Updated July 1, 2019 9.8k views12 items

If you've ever been within a 10-block radius of a convention like Comic-Con or Anime Expo, you've seen people dressing up as their favorite characters from anime, video games, and comic books. You may have even participated in cosplay yourself. Even if you're a total cosplay maven, you still might not know about the history of cosplay.

Though many people think cosplay originated in Japan, it actually started in America during the late 1930s. It wasn't until 1984 that Nobuyuki Takahashi, the founder of Studio Hard, brought the practice from a science fiction convention in Los Angeles to Japan and started encouraging anime fans to do the same at their own conventions.

Whether you're a fan of the best cosplayers in America or just someone who appreciates fandom history, it's good to know how cosplay evolved into the thriving global community that exists today.

  • Photo: Alan Light / Wikimedia Commons / CC BY 2.0

    The First Manga Cosplay Appeared In America In 1979

    American cosplay based on Japanese manga actually predated the practice's introduction to Japan.
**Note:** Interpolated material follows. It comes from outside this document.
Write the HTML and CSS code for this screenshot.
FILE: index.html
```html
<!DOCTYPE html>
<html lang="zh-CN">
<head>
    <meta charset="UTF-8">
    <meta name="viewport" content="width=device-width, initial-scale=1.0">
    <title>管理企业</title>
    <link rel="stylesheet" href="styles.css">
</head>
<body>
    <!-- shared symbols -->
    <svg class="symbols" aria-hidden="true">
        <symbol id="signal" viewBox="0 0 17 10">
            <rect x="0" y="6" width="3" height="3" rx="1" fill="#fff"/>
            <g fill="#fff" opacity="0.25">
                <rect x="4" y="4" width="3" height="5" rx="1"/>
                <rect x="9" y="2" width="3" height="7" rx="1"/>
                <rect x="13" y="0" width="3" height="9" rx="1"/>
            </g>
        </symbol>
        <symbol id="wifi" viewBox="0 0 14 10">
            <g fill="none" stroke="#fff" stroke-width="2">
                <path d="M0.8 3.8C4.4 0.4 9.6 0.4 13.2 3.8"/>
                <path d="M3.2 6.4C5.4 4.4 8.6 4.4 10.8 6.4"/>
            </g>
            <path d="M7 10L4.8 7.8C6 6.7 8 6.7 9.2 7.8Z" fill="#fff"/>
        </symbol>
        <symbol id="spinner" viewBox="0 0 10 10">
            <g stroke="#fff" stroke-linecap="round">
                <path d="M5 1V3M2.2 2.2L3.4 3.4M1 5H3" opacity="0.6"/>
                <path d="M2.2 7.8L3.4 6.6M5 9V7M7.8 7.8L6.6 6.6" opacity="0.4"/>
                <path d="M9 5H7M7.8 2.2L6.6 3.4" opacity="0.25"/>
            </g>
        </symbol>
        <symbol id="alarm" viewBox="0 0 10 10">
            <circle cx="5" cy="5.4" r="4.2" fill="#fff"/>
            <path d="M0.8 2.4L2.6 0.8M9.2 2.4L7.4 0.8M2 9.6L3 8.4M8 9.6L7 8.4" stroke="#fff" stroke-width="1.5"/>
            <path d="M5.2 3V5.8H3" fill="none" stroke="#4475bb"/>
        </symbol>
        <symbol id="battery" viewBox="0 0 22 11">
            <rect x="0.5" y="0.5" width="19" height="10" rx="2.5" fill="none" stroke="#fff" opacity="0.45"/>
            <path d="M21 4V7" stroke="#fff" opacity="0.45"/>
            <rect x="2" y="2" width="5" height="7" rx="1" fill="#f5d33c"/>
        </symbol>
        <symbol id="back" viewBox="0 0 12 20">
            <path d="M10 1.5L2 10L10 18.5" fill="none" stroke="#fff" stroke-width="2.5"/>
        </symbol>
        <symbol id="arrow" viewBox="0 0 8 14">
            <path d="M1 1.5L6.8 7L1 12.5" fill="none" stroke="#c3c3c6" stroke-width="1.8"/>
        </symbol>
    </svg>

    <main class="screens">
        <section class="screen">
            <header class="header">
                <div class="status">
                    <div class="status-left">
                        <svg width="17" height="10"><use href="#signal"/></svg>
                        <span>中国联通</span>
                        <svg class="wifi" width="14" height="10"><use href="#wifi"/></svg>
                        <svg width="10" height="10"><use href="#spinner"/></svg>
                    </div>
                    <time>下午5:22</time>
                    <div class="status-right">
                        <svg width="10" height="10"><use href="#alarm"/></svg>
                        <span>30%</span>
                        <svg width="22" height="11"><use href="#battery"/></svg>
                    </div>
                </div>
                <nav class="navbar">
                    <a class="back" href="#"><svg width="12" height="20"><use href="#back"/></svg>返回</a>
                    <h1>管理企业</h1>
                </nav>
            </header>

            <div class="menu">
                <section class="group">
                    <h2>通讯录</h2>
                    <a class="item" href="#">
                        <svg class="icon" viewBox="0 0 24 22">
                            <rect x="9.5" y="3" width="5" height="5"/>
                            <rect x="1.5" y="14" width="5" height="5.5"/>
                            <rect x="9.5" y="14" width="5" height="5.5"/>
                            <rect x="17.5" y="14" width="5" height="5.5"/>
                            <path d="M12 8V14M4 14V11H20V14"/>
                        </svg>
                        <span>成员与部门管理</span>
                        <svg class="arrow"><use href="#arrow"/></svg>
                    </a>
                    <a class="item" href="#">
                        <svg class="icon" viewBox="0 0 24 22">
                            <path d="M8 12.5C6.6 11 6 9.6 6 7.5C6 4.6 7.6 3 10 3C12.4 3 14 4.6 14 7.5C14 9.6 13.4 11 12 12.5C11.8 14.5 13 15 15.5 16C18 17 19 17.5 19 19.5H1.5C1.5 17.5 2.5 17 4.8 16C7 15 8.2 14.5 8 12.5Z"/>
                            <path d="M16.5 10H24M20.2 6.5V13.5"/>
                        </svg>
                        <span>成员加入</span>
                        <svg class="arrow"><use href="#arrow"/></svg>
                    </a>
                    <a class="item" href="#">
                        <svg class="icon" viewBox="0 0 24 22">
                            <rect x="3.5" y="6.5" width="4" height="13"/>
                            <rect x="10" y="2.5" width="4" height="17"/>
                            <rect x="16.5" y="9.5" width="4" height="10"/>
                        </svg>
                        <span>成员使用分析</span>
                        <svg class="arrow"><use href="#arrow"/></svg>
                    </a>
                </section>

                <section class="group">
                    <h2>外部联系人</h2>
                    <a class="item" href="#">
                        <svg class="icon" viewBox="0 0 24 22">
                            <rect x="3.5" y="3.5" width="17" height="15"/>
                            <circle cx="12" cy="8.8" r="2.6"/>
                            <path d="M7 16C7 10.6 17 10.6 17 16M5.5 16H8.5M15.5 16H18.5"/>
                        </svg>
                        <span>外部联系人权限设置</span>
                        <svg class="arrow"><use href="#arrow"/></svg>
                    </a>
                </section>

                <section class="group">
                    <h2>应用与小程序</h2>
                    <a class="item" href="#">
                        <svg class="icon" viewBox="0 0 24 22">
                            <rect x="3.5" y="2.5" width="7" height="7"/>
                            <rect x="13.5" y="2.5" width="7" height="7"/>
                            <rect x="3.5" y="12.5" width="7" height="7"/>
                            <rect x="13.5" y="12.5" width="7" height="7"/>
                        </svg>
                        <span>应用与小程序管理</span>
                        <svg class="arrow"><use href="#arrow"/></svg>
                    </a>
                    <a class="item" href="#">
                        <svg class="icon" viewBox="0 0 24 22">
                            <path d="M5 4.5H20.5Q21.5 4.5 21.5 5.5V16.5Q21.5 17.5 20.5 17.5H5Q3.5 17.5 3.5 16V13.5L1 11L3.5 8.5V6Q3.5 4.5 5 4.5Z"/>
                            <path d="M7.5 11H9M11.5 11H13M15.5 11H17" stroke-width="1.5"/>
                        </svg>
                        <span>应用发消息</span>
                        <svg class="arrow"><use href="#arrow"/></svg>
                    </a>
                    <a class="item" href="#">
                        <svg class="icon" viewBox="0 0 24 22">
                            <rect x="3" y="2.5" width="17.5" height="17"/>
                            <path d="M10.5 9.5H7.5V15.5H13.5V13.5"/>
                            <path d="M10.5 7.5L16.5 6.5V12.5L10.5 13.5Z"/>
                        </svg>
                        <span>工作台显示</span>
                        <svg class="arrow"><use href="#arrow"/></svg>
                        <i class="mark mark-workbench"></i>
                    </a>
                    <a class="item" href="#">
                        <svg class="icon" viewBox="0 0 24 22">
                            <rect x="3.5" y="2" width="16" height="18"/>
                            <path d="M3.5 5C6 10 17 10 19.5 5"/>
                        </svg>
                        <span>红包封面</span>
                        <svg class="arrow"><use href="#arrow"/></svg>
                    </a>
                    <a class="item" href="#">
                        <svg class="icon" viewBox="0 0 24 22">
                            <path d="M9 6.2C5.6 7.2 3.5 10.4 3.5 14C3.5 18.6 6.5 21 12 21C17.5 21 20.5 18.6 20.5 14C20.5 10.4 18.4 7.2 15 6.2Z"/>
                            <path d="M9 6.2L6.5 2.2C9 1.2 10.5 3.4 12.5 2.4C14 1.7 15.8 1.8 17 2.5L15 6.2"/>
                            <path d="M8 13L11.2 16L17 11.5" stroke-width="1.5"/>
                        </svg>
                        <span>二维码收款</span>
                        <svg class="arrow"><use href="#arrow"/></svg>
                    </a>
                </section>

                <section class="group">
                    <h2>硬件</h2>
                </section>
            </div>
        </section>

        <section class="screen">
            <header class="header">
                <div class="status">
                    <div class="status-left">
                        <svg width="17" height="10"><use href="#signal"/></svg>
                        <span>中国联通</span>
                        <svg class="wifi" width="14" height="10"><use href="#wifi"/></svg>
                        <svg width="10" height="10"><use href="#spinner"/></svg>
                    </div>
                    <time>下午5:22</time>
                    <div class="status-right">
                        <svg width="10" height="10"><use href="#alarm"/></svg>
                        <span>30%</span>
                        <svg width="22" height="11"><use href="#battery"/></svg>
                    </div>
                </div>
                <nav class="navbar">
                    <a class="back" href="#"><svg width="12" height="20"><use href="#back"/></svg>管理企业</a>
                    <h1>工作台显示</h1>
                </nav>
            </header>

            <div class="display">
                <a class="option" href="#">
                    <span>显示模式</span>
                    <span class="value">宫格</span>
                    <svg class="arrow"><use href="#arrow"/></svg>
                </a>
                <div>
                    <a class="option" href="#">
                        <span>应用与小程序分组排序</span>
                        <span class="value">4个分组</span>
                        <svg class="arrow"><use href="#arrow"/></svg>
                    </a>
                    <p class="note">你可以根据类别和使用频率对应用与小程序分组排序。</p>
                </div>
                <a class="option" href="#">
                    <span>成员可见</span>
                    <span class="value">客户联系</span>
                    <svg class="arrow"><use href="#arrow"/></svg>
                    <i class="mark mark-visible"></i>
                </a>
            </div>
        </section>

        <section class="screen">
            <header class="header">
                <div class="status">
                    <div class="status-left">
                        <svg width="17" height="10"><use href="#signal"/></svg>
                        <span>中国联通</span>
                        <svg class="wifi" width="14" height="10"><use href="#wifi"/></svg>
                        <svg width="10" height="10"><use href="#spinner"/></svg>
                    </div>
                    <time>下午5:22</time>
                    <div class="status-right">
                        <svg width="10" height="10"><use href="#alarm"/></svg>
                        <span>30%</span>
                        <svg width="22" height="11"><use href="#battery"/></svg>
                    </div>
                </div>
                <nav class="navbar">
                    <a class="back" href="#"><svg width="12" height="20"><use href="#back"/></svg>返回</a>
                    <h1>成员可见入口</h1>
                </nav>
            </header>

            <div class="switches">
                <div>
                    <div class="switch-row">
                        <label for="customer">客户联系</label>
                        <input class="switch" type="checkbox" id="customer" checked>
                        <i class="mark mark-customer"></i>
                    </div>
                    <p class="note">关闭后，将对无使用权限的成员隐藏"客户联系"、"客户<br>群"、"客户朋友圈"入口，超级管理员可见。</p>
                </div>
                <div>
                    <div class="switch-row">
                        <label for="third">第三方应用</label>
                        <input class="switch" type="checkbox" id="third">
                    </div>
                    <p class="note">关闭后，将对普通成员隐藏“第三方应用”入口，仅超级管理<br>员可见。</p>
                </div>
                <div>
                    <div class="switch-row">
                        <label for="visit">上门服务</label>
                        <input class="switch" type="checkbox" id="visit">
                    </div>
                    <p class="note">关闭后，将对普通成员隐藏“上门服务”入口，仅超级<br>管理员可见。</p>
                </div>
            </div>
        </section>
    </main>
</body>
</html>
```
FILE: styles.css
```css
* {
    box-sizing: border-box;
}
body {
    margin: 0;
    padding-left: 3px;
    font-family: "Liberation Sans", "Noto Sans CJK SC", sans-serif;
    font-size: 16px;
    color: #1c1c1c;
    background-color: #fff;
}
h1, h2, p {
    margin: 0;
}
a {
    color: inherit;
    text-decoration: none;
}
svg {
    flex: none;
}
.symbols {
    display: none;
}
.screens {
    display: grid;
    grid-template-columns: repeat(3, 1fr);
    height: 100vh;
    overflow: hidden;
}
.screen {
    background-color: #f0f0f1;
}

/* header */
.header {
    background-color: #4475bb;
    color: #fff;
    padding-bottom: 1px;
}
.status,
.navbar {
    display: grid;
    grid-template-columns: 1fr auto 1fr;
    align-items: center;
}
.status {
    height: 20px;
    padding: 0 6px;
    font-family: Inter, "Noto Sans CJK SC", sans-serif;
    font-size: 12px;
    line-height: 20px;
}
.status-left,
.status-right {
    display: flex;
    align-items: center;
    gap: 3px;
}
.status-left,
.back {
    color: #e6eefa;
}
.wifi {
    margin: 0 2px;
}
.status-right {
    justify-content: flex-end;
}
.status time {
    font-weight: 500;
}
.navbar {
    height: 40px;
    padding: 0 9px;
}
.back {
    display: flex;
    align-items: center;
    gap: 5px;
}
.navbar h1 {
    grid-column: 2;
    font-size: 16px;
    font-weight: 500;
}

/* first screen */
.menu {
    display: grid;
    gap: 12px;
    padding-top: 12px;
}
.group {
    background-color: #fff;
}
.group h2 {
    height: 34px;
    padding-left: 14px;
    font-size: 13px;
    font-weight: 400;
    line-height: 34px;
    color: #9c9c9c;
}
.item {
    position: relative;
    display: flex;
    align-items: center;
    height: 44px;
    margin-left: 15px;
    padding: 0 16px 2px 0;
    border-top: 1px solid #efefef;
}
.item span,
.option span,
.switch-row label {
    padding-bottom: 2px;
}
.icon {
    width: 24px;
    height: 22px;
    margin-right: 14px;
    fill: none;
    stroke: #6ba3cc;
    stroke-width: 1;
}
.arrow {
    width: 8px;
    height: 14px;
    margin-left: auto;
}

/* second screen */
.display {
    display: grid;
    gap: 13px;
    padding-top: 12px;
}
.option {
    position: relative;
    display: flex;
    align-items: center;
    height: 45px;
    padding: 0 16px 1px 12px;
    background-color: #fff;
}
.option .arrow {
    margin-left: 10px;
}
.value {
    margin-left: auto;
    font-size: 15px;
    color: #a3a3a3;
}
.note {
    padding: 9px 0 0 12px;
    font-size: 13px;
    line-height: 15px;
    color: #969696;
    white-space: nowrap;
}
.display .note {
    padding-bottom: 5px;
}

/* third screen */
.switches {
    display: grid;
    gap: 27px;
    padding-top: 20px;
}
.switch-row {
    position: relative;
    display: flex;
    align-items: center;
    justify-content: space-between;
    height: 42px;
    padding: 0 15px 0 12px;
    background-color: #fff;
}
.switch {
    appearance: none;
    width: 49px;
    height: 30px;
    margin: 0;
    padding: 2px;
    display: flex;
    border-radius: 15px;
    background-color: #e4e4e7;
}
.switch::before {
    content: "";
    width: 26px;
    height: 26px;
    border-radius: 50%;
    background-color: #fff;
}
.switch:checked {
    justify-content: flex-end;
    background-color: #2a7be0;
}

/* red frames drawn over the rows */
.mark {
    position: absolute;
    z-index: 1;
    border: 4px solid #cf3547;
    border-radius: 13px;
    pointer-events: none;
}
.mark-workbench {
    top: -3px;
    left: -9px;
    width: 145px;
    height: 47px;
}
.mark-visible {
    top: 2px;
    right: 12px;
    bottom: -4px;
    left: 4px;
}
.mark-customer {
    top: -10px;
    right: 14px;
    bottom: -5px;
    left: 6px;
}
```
At the 1979 San Diego Comic-Con International, Karen Schaubelt and a group of fellow cosplayers showed up dressed as Captain Harlock and other characters from Star Blazers. 

    While Schaubelt and her friends were the first known fans to introduce manga-based cosplay to the West, it did not truly catch on until after Nobuyuki Takahashi's 1984 trip to WorldCon.

  • Photo: Yumeji Takehisa / Wikimedia Commons / CC BY-SA 3.0

    Post-World War II Shojo Manga Heavily Influenced Cosplay Culture

    After World War II, shojo manga began to serve a dual purpose: the manga illustrated romantic stories meant to appeal to teenage girls, while also serving as an advertisement for clothing and accessories. This trend was pioneered by Yumeji Takehisa, a manga artist who doubled as a fashion designer, allowing fans of his work to buy the clothes his characters wore. Junichi Nakahara pushed this trend even further by providing full-body fashion illustrations of his shojo characters. 

    Not only did the creators of shojo manga help encourage the development of cosplay, its fans did too. Female fans of Nakahara, Takehisa, and other shojo manga artists wrote fanfiction, drew fan art, and created their own manga based on these characters. These activities contributed to an environment of participating creatively in fandom, which helped pave the way for cosplayers. 

  • America Embraced Cosplay Culture

    In the United States, some people might consider cosplay to be a bit odd, but it's generally accepted as just something that people do. There are several possible reasons for this. The first is that America places a high value on individual expression. While this doesn't preclude judgment of other people's expression, it's generally accepted that some people will have unusual hobbies and that's okay.

    In some cases, Americans outside of the community actually like cosplaying. Chris Kincaid, who wrote on the subject for Japan Powered, said, "I remember a few years ago I saw a pair of Klingons walk into a Burger King [in America], and the restaurant erupted into smiles and oos and aahs."

    The United States also already had a long tradition of costuming. Not only had cosplay actually started there in the 1930s, but Americans were also accustomed to celebrations like Halloween and Mardi Gras, both of which involve dressing up in costume. 

  • Photo: Guilhem Vellut / Wikimedia Commons / CC BY 2.0

    Cosplay Is Not Widely Accepted In Japan

    Although Japan's cosplay scene is thriving, it's not a socially acceptable practice. This may be because Japanese culture emphasizes community and does not encourage standing out. It may also be because otaku – a Japanese term for anime fans that is considered derogatory – are looked down on by mainstream Japan. At best, they are thought to be anti-social and strange; at worst, they are considered potentially dangerous. 

    For this reason, cosplay is limited to specific venues. While in America you might see people in Akatsuki cloaks and Naruto headbands riding the train to a nearby convention, in Japan most conventions prohibit cosplayers from wearing their costumes outside of the venue. Two districts in Tokyo, Harajuku and Akihabara, are known for hosting cosplay events outside of conventions and for their cosplay-themed restaurants and cafes. In these venues, cosplay is socially acceptable.